The FCA’s final rules
On 29 March 2021, the Financial Conduct Authority (FCA) published final rules that will create a new operational resilience framework for banks, building societies, solvency II firms, recognised investment exchanges, enhanced scope senior managers and certification regime firms, and those authorised or registered under the Payment Services Regulations 2017 or Electronic Money Regulations 2011.
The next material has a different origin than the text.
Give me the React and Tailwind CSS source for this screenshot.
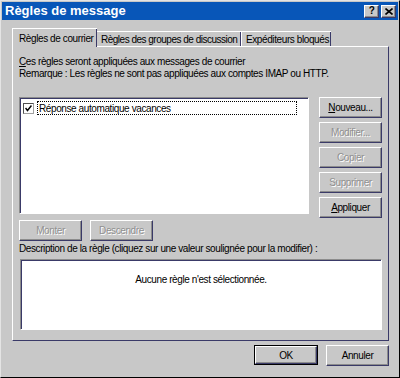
const raised =
  'border border-t-white border-l-white border-r-[#3a3a68] border-b-[#3a3a68] shadow-[inset_-1px_-1px_#8c8c8c]';
const sunken =
  'border border-t-[#8c8c8c] border-l-[#8c8c8c] border-r-white border-b-white shadow-[inset_1px_1px_#3a3a68]';
const disabledText = 'text-[#909090] [text-shadow:1px_1px_0_#fff]';

function Btn({ children, disabled, className = '' }) {
  return (
    <button
      type="button"
      className={`flex h-[21px] w-[63px] items-center justify-center bg-[#c8c8c8] leading-none ${raised} ${
        disabled ? disabledText : 'text-black'
      } ${className}`}
    >
      {children}
    </button>
  );
}

function Hot({ children }) {
  return <span className="underline underline-offset-[1px]">{children}</span>;
}

export default function App() {
  return (
    <div
      className="flex h-[378px] w-[400px] flex-col overflow-hidden border border-t-[#e4e4e4] border-l-[#e4e4e4] border-r-black border-b-black bg-[#c8c8c8] text-[10px] tracking-[-0.4px] text-black"
      style={{ fontFamily: '"Liberation Sans", Arial, sans-serif' }}
    >
      {/* title bar */}
      <div className="mx-[1px] mt-[1px] flex h-[18px] items-center bg-[#0856b8] pl-[3px] pr-[2px]">
        <span className="text-[13px] font-bold tracking-normal text-white">Règles de message</span>
        <div className="ml-auto flex gap-[2px]">
          <div className={`flex h-[13px] w-[15px] items-center justify-center bg-[#c8c8c8] text-[10px] font-bold leading-none ${raised}`}>?</div>
          <div className={`flex h-[13px] w-[15px] items-center justify-center bg-[#c8c8c8] ${raised}`}>
            <svg width="8" height="7" viewBox="0 0 8 7">
              <path d="M0.5 0.5 L7.5 6.5 M7.5 0.5 L0.5 6.5" stroke="#000" strokeWidth="1.6" />
            </svg>
          </div>
        </div>
      </div>

      {/* tabs */}
      <div className="ml-[11px] mt-[7px] flex h-[19px] items-end">
        <div className="relative z-10 -mb-px flex h-[19px] w-[85px] items-center border-l border-t border-white bg-[#c8c8c8] pl-[6px] shadow-[inset_-1px_0_#3a3a68]">
          Règles de courrier
        </div>
        <div className="flex h-[15px] w-[144px] items-center border-t border-white pl-[4px] tracking-[-0.5px] shadow-[inset_-1px_0_#3a3a68]">
          Règles des groupes de discussion
        </div>
        <div className="flex h-[15px] w-[90px] items-center border-t border-l border-white pl-[4px] shadow-[inset_-1px_0_#3a3a68]">
          Expéditeurs bloqués
        </div>
      </div>

      {/* panel */}
      <div className="ml-[11px] flex h-[295px] w-[377px] flex-col border border-t-white border-l-white border-r-[#3a3a68] border-b-[#3a3a68] pl-[6px]">
        <p className="mt-[9px] leading-[12px]">
          <Hot>C</Hot>es règles seront appliquées aux messages de courrier
        </p>
        <p className="leading-[12px]">Remarque : Les règles ne sont pas appliquées aux comptes IMAP ou HTTP.</p>

        <div className="mt-[17px] flex">
          <div className={`h-[117px] w-[290px] bg-white p-[2px] ${sunken}`}>
            <div className="flex items-center pl-[1px] pt-[1px]">
              <div className="flex h-[11px] w-[11px] items-center justify-center border border-t-[#505050] border-l-[#505050] border-r-[#a0a0a0] border-b-[#a0a0a0] bg-white">
                <svg width="7" height="7" viewBox="0 0 7 7">
                  <path d="M0.5 3 L2.5 5.5 L6.5 0.5" stroke="#000" strokeWidth="1.5" fill="none" />
                </svg>
              </div>
              <div className="ml-[3px] flex h-[14px] w-[260px] items-center border border-dotted border-black pl-[1px]">
                Réponse automatique vacances
              </div>
            </div>
          </div>
          <div className="ml-[10px] flex flex-col gap-[4px]">
            <Btn><span><Hot>N</Hot>ouveau...</span></Btn>
            <Btn disabled>Modifier...</Btn>
            <Btn disabled>Copier</Btn>
            <Btn disabled>Supprimer</Btn>
            <Btn><span><Hot>A</Hot>ppliquer</span></Btn>
          </div>
        </div>

        <div className="mt-[2px] flex gap-[8px]">
          <Btn disabled className="h-[20px]">Monter</Btn>
          <Btn disabled className="h-[20px]">Descendre</Btn>
        </div>

        <p className="mt-[1px] leading-[14px]">Description de la règle (cliquez sur une valeur soulignée pour la modifier) :</p>

        <div className={`ml-[1px] mt-[3px] flex h-[71px] w-[362px] justify-center bg-white pt-[12px] ${sunken}`}>
          Aucune règle n'est sélectionnée.
        </div>
      </div>

      {/* dialog buttons */}
      <div className="mt-[4px] flex justify-end gap-[8px] pr-[10px]">
        <button type="button" className="h-[20px] w-[64px] border border-black bg-[#c8c8c8]">
          <div className={`flex h-full w-full items-center justify-center ${raised}`}>OK</div>
        </button>
        <Btn className="h-[20px]">Annuler</Btn>
      </div>
    </div>
  );
}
The new rules will apply from 31 March 2022 and will require firms to identify important business services and set maximum impact tolerances. Further, firms will need to have identified weaknesses within their operational resilience arrangements. In order to give firms additional time to comply with the new rules, firms will be required to perform the mapping and testing exercise as soon as possible after 31 March 2022 and no later than 31 March 2025 so that they are able to remain within impact tolerances for each important business service.
The PRA’s final policy
The Prudential Regulation Authority (PRA) also published its final Policy Statement (PS) 6/21 alongside the FCA. This includes new Operational Resilience Parts of the PRA Rulebook and a new Supervisory Statement (SS), both of which are also effective from 31 March 2022. The policy implementation section in the SS sets out that firms must have identified their important business services and set impact tolerances by this date, as well as having a prioritised plan in place which sets out how they will comply with the operational resilience requirements. The PRA has made amendments to align its policy with that of the FCA overall. For example, the Operational Resilience Parts have been amended to further align definitions and requirements with those of the FCA.